Car où se trouve la valeur produite aujourd'hui dans le modèle économique d'UBER ? L'économie du partage dont Vincent Giret journaliste au Monde évoquait la tendance nouvelle sur France Info , ce n'est sûrement pas l'aspiration de la valeur produite par la totalité des chauffeurs dans les paradis fiscaux au profit de Goldman Sachs ou Google Venture ! Si l'éffondrement de la valeur du transport se fait au profit des passagers transportés et de quelques rares actionnaires qui tordent le bras de leurs chauffeurs affiliés, alors ce n'est pas un "fair deal".

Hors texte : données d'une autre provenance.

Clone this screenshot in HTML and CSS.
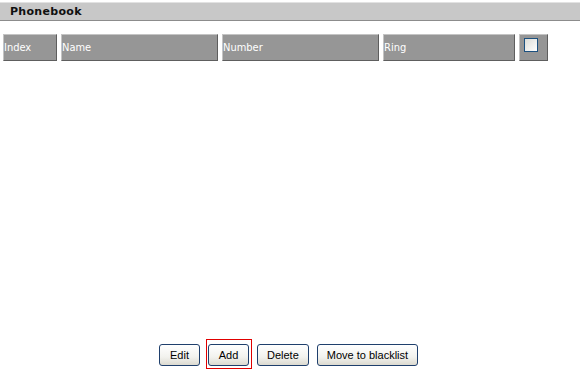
FILE: index.html
```html
<!DOCTYPE html>
<html lang="en">
<head>
    <meta charset="UTF-8">
    <title>Phonebook</title>
    <link rel="stylesheet" href="styles.css">
</head>
<body>
    <div class="title_bar">Phonebook</div>

    <div class="list_head">
        <div class="head_cell col_index">Index</div>
        <div class="head_cell col_name">Name</div>
        <div class="head_cell col_number">Number</div>
        <div class="head_cell col_ring">Ring</div>
        <div class="head_cell col_check"><span class="check_box"></span></div>
    </div>

    <div class="button_row">
        <button class="btn">Edit</button>
        <span class="focus_box"><button class="btn">Add</button></span>
        <button class="btn">Delete</button>
        <button class="btn">Move to blacklist</button>
    </div>
</body>
</html>
```

FILE: styles.css
```css
body {
    font-family: "DejaVu Sans", Verdana, sans-serif;
    font-size: 11px;
    margin: 0;
    padding: 0;
    background-color: #ffffff;
}

.title_bar {
    margin-top: 2px;
    width: 578px;
    height: 17px;
    line-height: 17px;
    padding-left: 10px;
    box-sizing: content-box;
    background-color: #c8c8c8;
    border-top: 1px solid #e2e2e2;
    border-bottom: 1px solid #8c8c8c;
    border-right: 1px solid #a0a0a0;
    color: #101010;
    font-weight: bold;
    letter-spacing: 0.3px;
}

.list_head {
    display: flex;
    gap: 4px;
    margin-top: 13px;
    padding-left: 3px;
}

.head_cell {
    box-sizing: border-box;
    height: 27px;
    line-height: 25px;
    background-color: #969696;
    border: 1px solid;
    border-color: #c4c4c4 #5e5e5e #5e5e5e #c4c4c4;
    color: #ffffff;
    font-stretch: condensed;
}

.col_index { width: 54px; }
.col_name { width: 157px; }
.col_number { width: 157px; }
.col_ring { width: 132px; }

.col_check {
    width: 29px;
    padding: 3px 0 0 4px;
    line-height: 0;
}

.check_box {
    display: inline-block;
    box-sizing: border-box;
    width: 14px;
    height: 14px;
    border: 1px solid #1c5180;
    background: linear-gradient(135deg, #dcdcd7, #ffffff);
}

.button_row {
    display: flex;
    align-items: flex-start;
    gap: 8px;
    margin-top: 278px;
    padding-top: 5px;
    padding-left: 159px;
}

.focus_box {
    display: inline-block;
    margin: -5px -3px 0 -2px;
    padding: 4px 2px 2px 1px;
    border: 1px solid #e00000;
}

.btn {
    display: block;
    height: 22px;
    min-width: 41px;
    padding: 0 9px;
    font-family: "Liberation Sans", Arial, sans-serif;
    font-size: 11px;
    color: #000000;
    background: linear-gradient(#ffffff, #f2f2ee 60%, #dcdad0);
    border: 1px solid #1f3f6c;
    border-radius: 3px;
}
```
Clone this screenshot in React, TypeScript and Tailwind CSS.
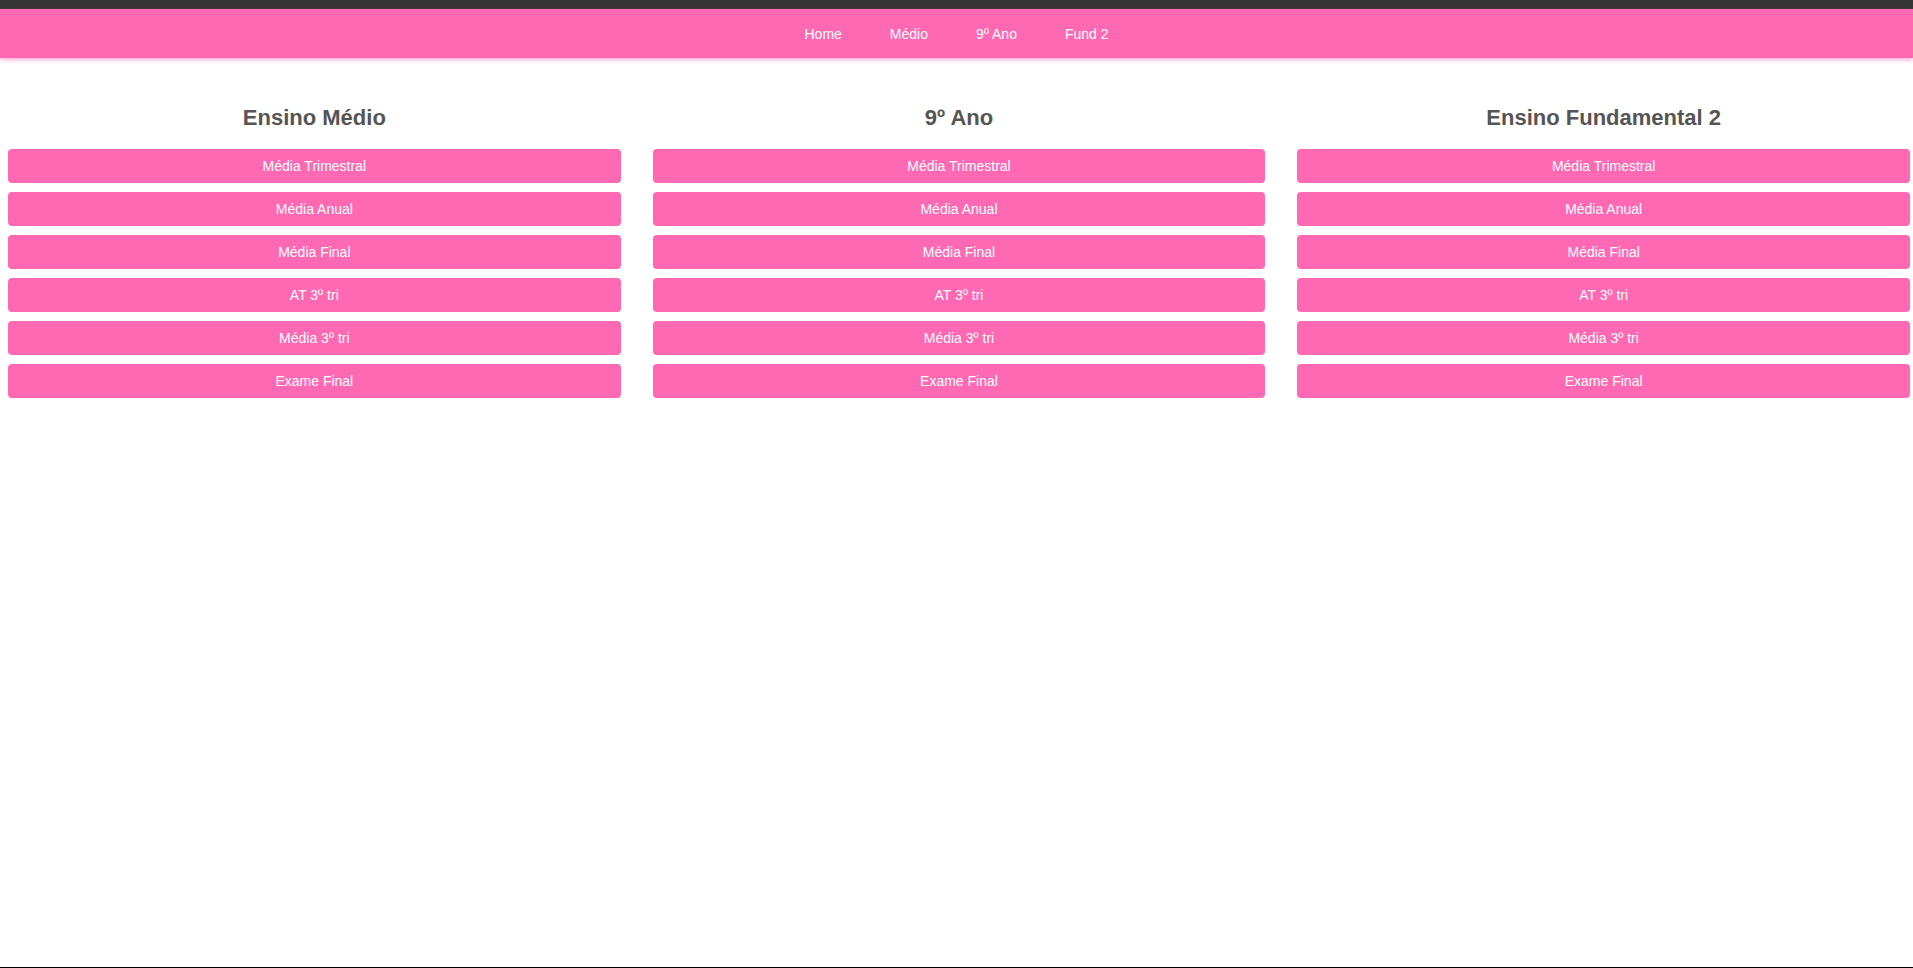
const navLinks = ["Home", "Médio", "9º Ano", "Fund 2"];

const items = [
  "Média Trimestral",
  "Média Anual",
  "Média Final",
  "AT 3º tri",
  "Média 3º tri",
  "Exame Final",
];

const sections = ["Ensino Médio", "9º Ano", "Ensino Fundamental 2"];

function Section({ title }: { title: string }) {
  return (
    <div className="flex flex-col">
      <h2 className="mb-[17px] text-center text-[22px] font-bold leading-[28px] text-[#555]">
        {title}
      </h2>
      {items.map((item) => (
        <button
          key={item}
          className="mb-[9px] flex h-[34px] w-full items-center justify-center rounded-[4px] bg-[#ff69b4] text-[14px] text-white"
        >
          {item}
        </button>
      ))}
    </div>
  );
}

export default function App() {
  return (
    <div
      className="flex h-screen flex-col border-b border-black bg-white"
      style={{ fontFamily: '"Liberation Sans", Arial, sans-serif' }}
    >
      <div className="h-[9px] bg-[#353535]" />
      <nav className="flex h-[49px] items-center justify-center bg-[#ff69b4] pt-[2px] shadow-[0_2px_4px_rgba(255,105,180,0.55)]">
        {navLinks.map((link) => (
          <a key={link} href="#" className="px-[24px] text-[14px] text-white">
            {link}
          </a>
        ))}
      </nav>
      <main className="mt-[46px] grid grid-cols-3 gap-8 pl-2 pr-[3px]">
        {sections.map((s) => (
          <Section key={s} title={s} />
        ))}
      </main>
    </div>
  );
}
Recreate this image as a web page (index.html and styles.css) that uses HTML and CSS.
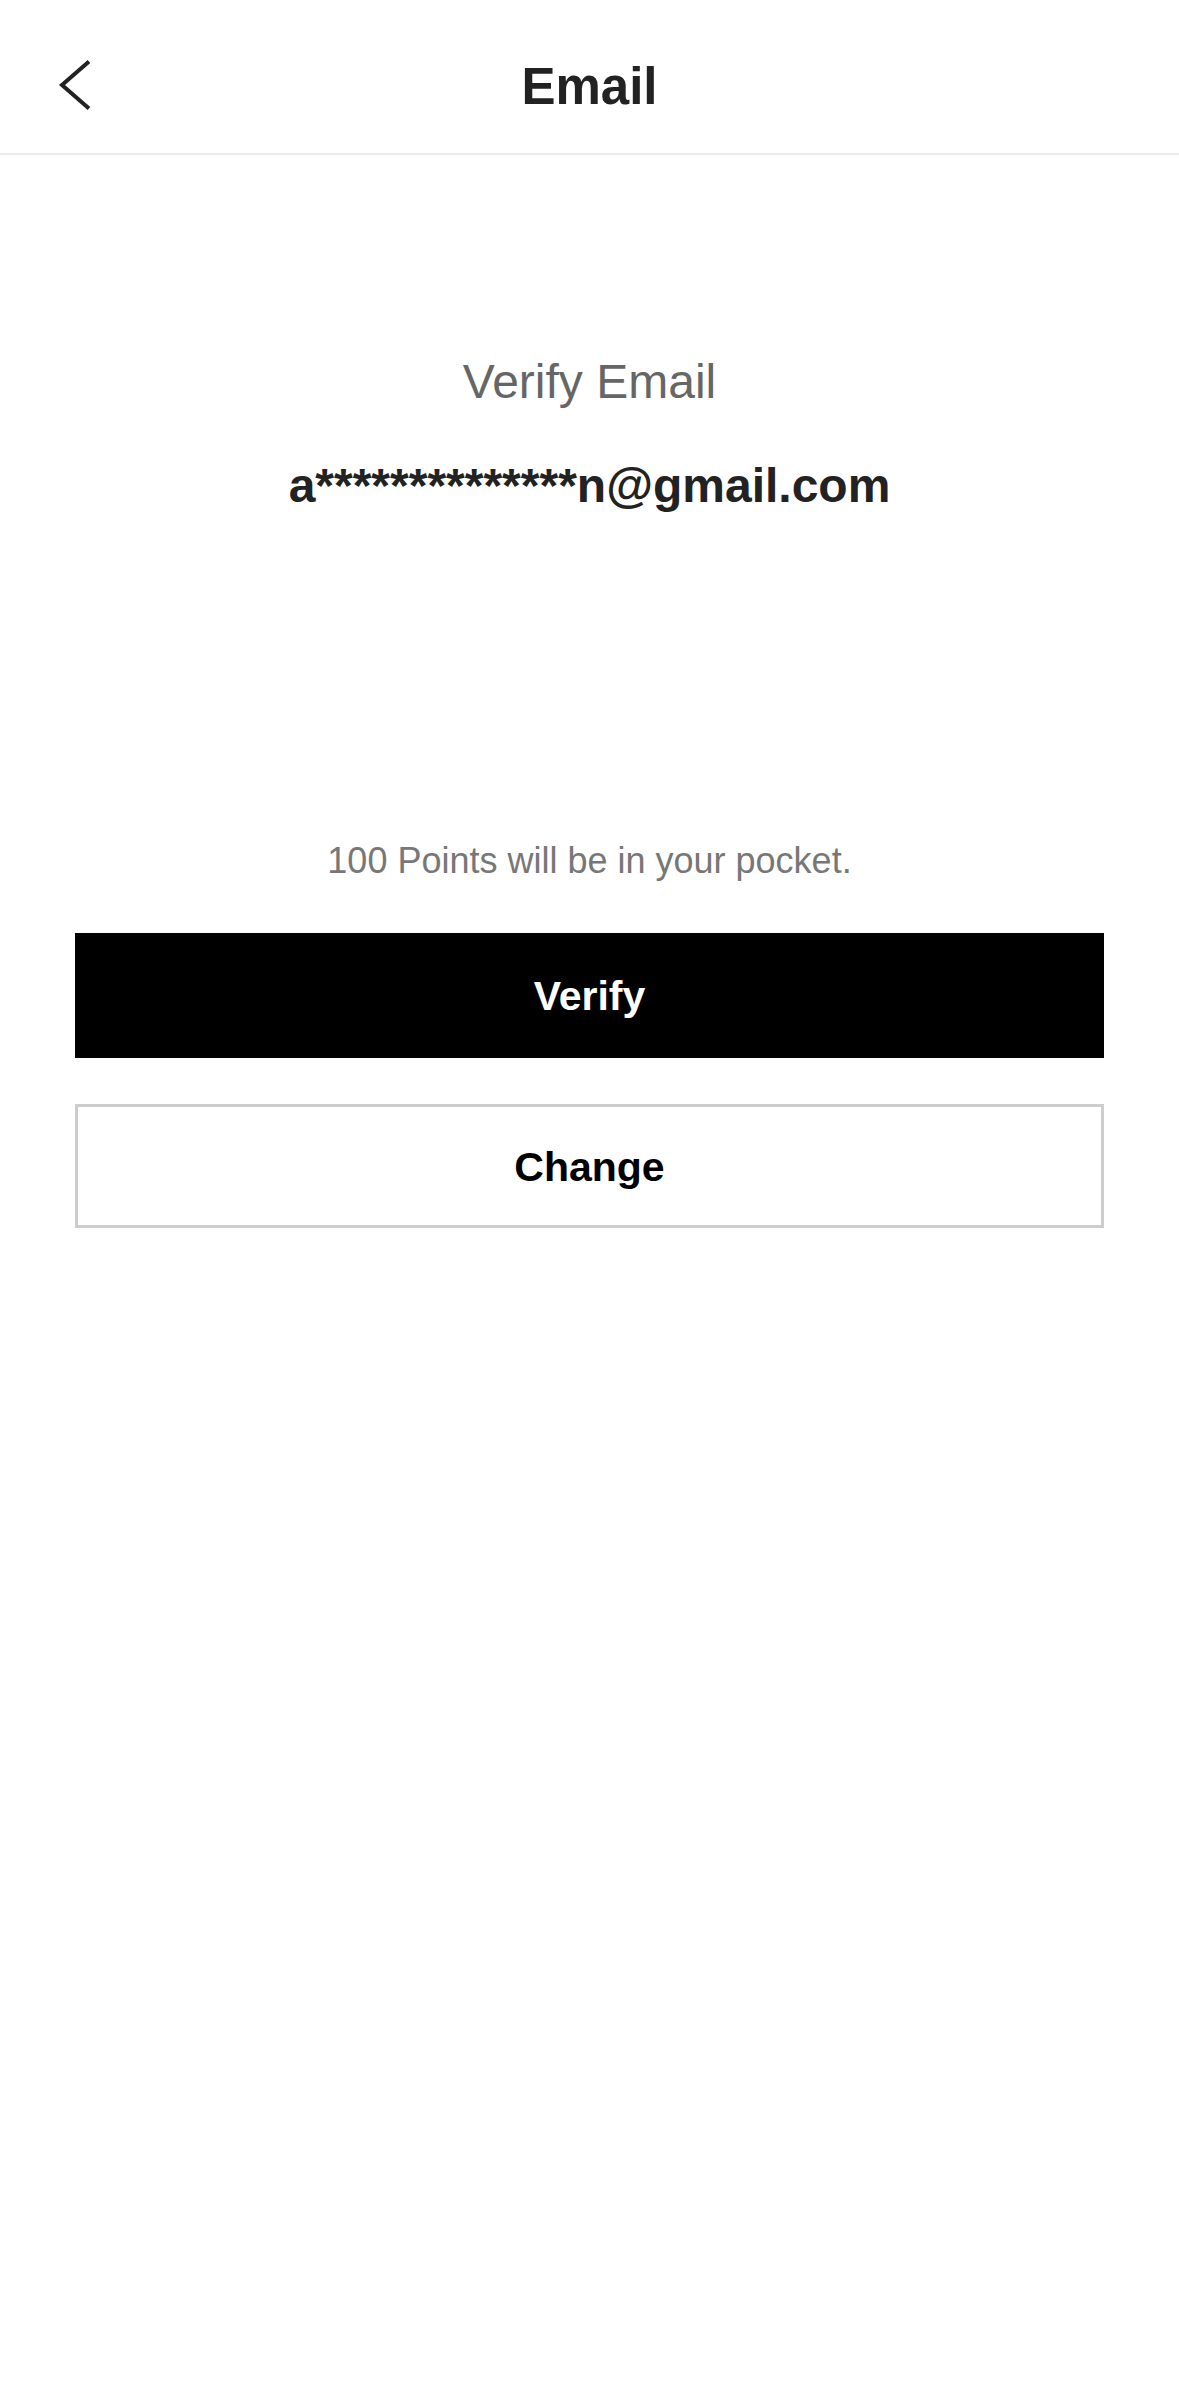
FILE: index.html
```html
<!DOCTYPE html>
<html lang="en">

<head>
    <meta charset="UTF-8">
    <meta name="viewport" content="width=device-width, initial-scale=1.0">
    <title>Email</title>

    <link rel="stylesheet" href="styles.css">
</head>

<body>
    <div class="header">
        <div class="back">
            <svg width="40" height="56" viewBox="0 0 40 56">
                <polyline points="33,4.5 6,28 33,51.5" fill="none" stroke="#222" stroke-width="4" />
            </svg>
        </div>
        <div class="title">Email</div>
        <div class="side"></div>
    </div>

    <div class="main">
        <div class="label">Verify Email</div>
        <div class="address">a**************n@gmail.com</div>

        <div class="note">100 Points will be in your pocket.</div>
        <div class="btn btnVerify">Verify</div>
        <div class="btn btnChange">Change</div>
    </div>
</body>

</html>
```

FILE: styles.css
```css
* {
    padding: 0;
    margin: 0;
    box-sizing: border-box;
}

body {
    width: 100%;
    min-height: 100vh;
    background-color: #fff;
    font-family: "Liberation Sans", Arial, sans-serif;
}

.header {
    height: 155px;
    border-bottom: 2px solid #ebebeb;
    display: grid;
    grid-template-columns: 200px 1fr 200px;
    align-items: center;
}

.back {
    margin-top: 16px;
    padding-left: 56px;
    height: 56px;
    cursor: pointer;
}

.back svg {
    display: block;
}

.title {
    margin-top: 20px;
    font-size: 51px;
    line-height: 60px;
    font-weight: bold;
    color: #222;
    text-align: center;
}

.main {
    padding-top: 199px;
    text-align: center;
}

.label {
    font-size: 48px;
    line-height: 56px;
    color: #666;
}

.address {
    margin-top: 48px;
    font-size: 48px;
    line-height: 56px;
    font-weight: bold;
    color: #222;
}

.note {
    margin-top: 325px;
    font-size: 36px;
    line-height: 44px;
    color: #777;
}

.btn {
    margin: 0 75px;
    height: 125px;
    padding-top: 2px;
    display: flex;
    justify-content: center;
    align-items: center;
    font-size: 41px;
    font-weight: bold;
    cursor: pointer;
}

.btnVerify {
    margin-top: 50px;
    background-color: #000;
    color: #fff;
}

.btnChange {
    margin-top: 46px;
    height: 124px;
    border: 3px solid #cdcdcd;
    color: #000;
}
```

Que les chauffeurs le sachent :

La technologie se démocratise. Qu'ils s'en saisissent, qu'ils s'organisent, qu'ils négocient des partenariats équilibrés avec des sociétés technologiques prêtes à leur concéder une licence à la marque de leur groupement ou leur coopérative. Qu'ils en fassent le marketing sur leur véhicule, avec la publicité sur leur portière. Car le meilleur marketing, la meilleure fidélisation du client, c'est dans le véhicule du chauffeur au quotidfien client après client, pendant la course qu'elle se fait. Pas sur Google, à Clichy sur un plateau de réception d'appels ou encore moins... dans les paradis fiscaux.